NEW YORK (GenomeWeb) – Researchers at the Wellcome Sanger Institute and the University of Cambridge have developed a machine learning tool to predict the exact mutations that can result in a cell from CRISPR-Cas9 gene editing, based on the sequence of DNA being edited and the guide RNA (gRNA) being used.
As they reported today in Nature Biotechnology, the researchers systematically studied edits generated by 41,630 gRNAs in synthetic constructs, in a range of genetic backgrounds and using various CRISPR-Cas9 reagents. In total, they gathered data for more than 109 mutational outcomes and found that single-base insertions, short deletions, or longer microhomology-mediated deletions made up the majority of the resulting mutations.
"Each gRNA has an individual cell-line-dependent bias toward particular outcomes," the authors wrote. "We uncover sequence determinants of the mutations produced and use these to derive a predictor of Cas9 editing outcomes. Improved understanding of sequence repair will allow better design of gene editing experiments."
The researchers began by designing an assay to measure a large number of repair outcomes at once.

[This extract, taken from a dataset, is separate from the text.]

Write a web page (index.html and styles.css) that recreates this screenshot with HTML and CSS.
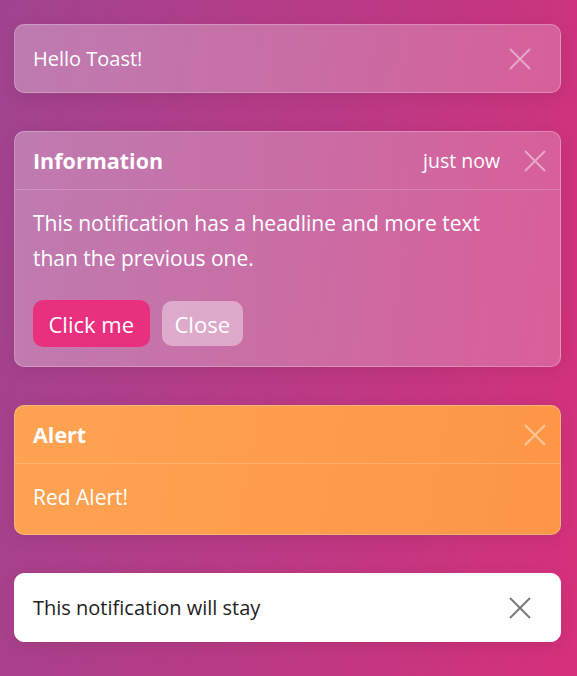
FILE: index.html
```html
<!DOCTYPE html>
<html>

<head>
    <title>Toasts</title>
    <link rel="stylesheet" href="styles.css">
</head>

<body>
    <div class="stack">
        <div class="toast glass">
            <div class="toast-row">
                <span class="message">Hello Toast!</span>
                <button class="close"><svg viewBox="0 0 24 24"><path d="M2 2 L22 22 M22 2 L2 22"/></svg></button>
            </div>
        </div>

        <div class="toast glass">
            <div class="toast-header">
                <strong class="title">Information</strong>
                <span class="time">just now</span>
                <button class="close"><svg viewBox="0 0 24 24"><path d="M2 2 L22 22 M22 2 L2 22"/></svg></button>
            </div>
            <div class="toast-body">
                <p>This notification has a headline and more text than the previous one.</p>
                <div class="actions">
                    <button class="btn primary">Click me</button>
                    <button class="btn secondary">Close</button>
                </div>
            </div>
        </div>

        <div class="toast alert">
            <div class="toast-header">
                <strong class="title">Alert</strong>
                <button class="close"><svg viewBox="0 0 24 24"><path d="M2 2 L22 22 M22 2 L2 22"/></svg></button>
            </div>
            <div class="toast-body">
                <p>Red Alert!</p>
            </div>
        </div>

        <div class="toast plain">
            <div class="toast-row">
                <span class="message">This notification will stay</span>
                <button class="close"><svg viewBox="0 0 24 24"><path d="M2 2 L22 22 M22 2 L2 22"/></svg></button>
            </div>
        </div>
    </div>
</body>

</html>
```

FILE: styles.css
```css
body {
    font-family: "Open Sans", "Noto Sans", sans-serif;
    background-image: linear-gradient(100deg, #a0448f 0%, #b93a85 50%, #d6307a 100%);
    margin: 0;
    height: 100vh;
    color: #fff;
}

button {
    border: 0;
    outline: none;
    background: none;
    font-family: inherit;
    cursor: pointer;
}

.stack {
    display: flex;
    flex-direction: column;
    gap: 38px;
    padding: 24px 16px 0 14px;
}

.toast {
    border-radius: 10px;
    border: 1px solid rgba(255, 255, 255, 0.25);
    box-shadow: 0 4px 16px rgba(0, 0, 0, 0.08);
}

.glass {
    background-image: linear-gradient(90deg, rgba(255, 255, 255, 0.3), rgba(255, 255, 255, 0.22));
}

.alert {
    background-image: linear-gradient(100deg, #fea352, #fd9646);
    border-color: rgba(255, 200, 150, 0.6);
}

.alert .toast-header {
    border-bottom-color: rgba(255, 200, 140, 0.5);
}

.plain {
    background-color: #fff;
    color: #1e1e1e;
    border-color: #fff;
}

.toast-row {
    display: flex;
    align-items: center;
    height: 67px;
    padding: 0 28px 0 18px;
}

.message {
    flex: 1;
    font-size: 20px;
}

.close {
    width: 24px;
    height: 24px;
    padding: 0;
    display: flex;
}

.close svg {
    width: 24px;
    height: 24px;
    fill: none;
    stroke: rgba(255, 255, 255, 0.45);
    stroke-width: 2;
}

.plain .close svg {
    stroke: #777;
}

.toast-header {
    display: flex;
    align-items: center;
    height: 57px;
    padding: 0 13px 0 18px;
    border-bottom: 1px solid rgba(255, 255, 255, 0.2);
}

.title {
    flex: 1;
    font-size: 21.5px;
    font-weight: 700;
}

.time {
    font-size: 19.5px;
    margin-right: 23px;
}

.toast-body {
    padding: 16px 18px 19px;
}

.toast-body p {
    margin: 0;
    max-width: 485px;
    font-size: 21px;
    line-height: 35px;
}

.actions {
    display: flex;
    gap: 12px;
    align-items: center;
    margin-top: 24px;
}

.btn {
    color: #fff;
    font-size: 22px;
    border-radius: 10px;
    padding: 0 15.5px;
}

.primary {
    background-color: #e8307f;
    height: 47px;
}

.secondary {
    background-color: rgba(255, 255, 255, 0.4);
    height: 45px;
    padding: 0 13px;
}
```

They generated several libraries of gRNA-target pairs with the total of more than 40,000 constructs, delivered them into cells, and then sequenced the cells at high coverage to measure the frequency of insertions and deletions that had occurred. They observed that the assay faithfully and reproducibly captured most endogenous mutational outcomes.
The researchers then went on to survey a collection of 6,568 gRNAs that target human genes and found single-nucleotide insertions and deletions to be most common, with larger insertions occurring only rarely. They also saw that shorter deletions occurred more often than longer ones, but that a long tail of larger deletion events was present.
"Despite shorter deletions being more frequent, most of the Cas9-generated mutations (58 percent) resulted in a deletion of at least three base pairs. About half of these (31 percent of the total) occurred between repeating sequences of at least 2 [nucleotides] ('microhomology')," the authors wrote, adding that deletions of one or two base pairs made up 18 percent of the observed mutations, and that insertions of a single base made up 13 percent. Larger insertions were rare at 3 percent.
Overall, half of the measured gRNAs had a single outcome that contributed at least 20 percent of the observations, and 11 percent of them had an outcome that contributed at least 40 percent of the observed mutations, according to the researchers.
"Together with evidence of profile reproducibility above, this paints a picture of a complex yet not completely random repair process for Cas9-generated breaks," the authors wrote. "Repair outcomes depend on local sequence properties."
These observations and those from follow-on experiments suggested to the researchers that mutations generated by Cas9 ought to be predictable from sequence alone. To test this hypothesis, they developed a computational predictor of the mutational outcomes of a given gRNA, which they called FORECasT (favored outcomes of repair events at Cas9 targets).
They began by generating candidate mutations for each gRNA and deriving features for them based on local sequence characteristics. They then split the set of available gRNAs into training, validation and test sets, and trained a multi-class logistic regression model, and found that it achieved "good accuracy" not only on the K562 cells that it was trained on, but on other cell lines as well.
The team has made the predictor available as a web tool at and as a command line tool on GitHub.
"The Cas9-generated alleles show strong sequence-dependent biases that are reproducible and predictable for dominant categories of mutation … despite some variability between genetic backgrounds and species," the authors concluded.
They also noted that genetic diseases such as Huntington's disease or fragile X syndrome — which are due to expansions of short tandem repeats — are potential candidates for microhomology-mediated repair with Cas9 editing, especially as a future therapy might only involve a contraction of these expansions without a need to replace the malfunctioning allele. "Indeed, a few preliminary efforts in this direction have already given promising results, but given the possible unintentional genomic damage, utmost rigor is required to demonstrate safety before any applications in humans," the researchers added. "The data and model presented here will help in guiding gRNA design towards the desired outcomes for genome-wide screens and custom edits."